▶ Directions for this task:
Look for "styled" in the listing below. Gather each line that contains it.

▶ Listing:
::::::::::

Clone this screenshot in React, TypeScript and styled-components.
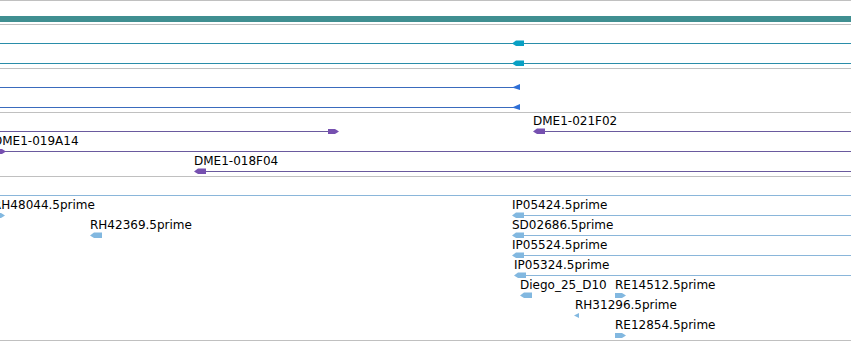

::::::::::

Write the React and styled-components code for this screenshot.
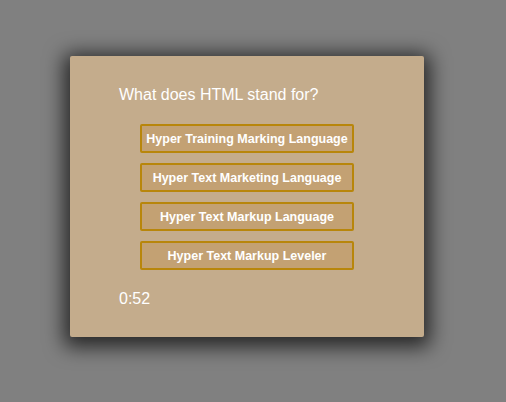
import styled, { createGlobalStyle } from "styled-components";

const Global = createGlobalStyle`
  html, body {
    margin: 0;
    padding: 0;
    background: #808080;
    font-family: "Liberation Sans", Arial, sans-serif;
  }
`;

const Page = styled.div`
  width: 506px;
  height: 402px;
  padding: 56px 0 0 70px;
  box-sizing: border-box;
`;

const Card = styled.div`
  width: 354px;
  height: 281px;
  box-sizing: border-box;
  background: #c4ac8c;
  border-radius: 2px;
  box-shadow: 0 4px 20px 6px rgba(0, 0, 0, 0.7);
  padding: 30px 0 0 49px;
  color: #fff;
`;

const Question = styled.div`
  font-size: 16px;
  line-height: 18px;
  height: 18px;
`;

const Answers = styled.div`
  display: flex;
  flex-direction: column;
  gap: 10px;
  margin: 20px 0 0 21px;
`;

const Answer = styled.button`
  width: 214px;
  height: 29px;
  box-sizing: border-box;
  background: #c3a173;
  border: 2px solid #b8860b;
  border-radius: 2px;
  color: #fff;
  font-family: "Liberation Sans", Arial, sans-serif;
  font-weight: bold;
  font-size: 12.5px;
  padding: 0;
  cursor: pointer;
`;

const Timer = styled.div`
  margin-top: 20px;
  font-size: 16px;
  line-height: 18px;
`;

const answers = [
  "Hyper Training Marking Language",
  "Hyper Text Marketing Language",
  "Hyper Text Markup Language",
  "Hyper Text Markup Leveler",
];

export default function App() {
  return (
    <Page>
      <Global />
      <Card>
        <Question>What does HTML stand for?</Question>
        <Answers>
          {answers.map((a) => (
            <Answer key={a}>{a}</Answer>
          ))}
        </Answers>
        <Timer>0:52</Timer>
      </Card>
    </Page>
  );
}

::::::::::

▶ Response:
Clone this screenshot in React, TypeScript and styled-components.
Write the React and styled-components code for this screenshot.
import styled, { createGlobalStyle } from "styled-components";
const Page = styled.div`
const Card = styled.div`
const Question = styled.div`
const Answers = styled.div`
const Answer = styled.button`
const Timer = styled.div`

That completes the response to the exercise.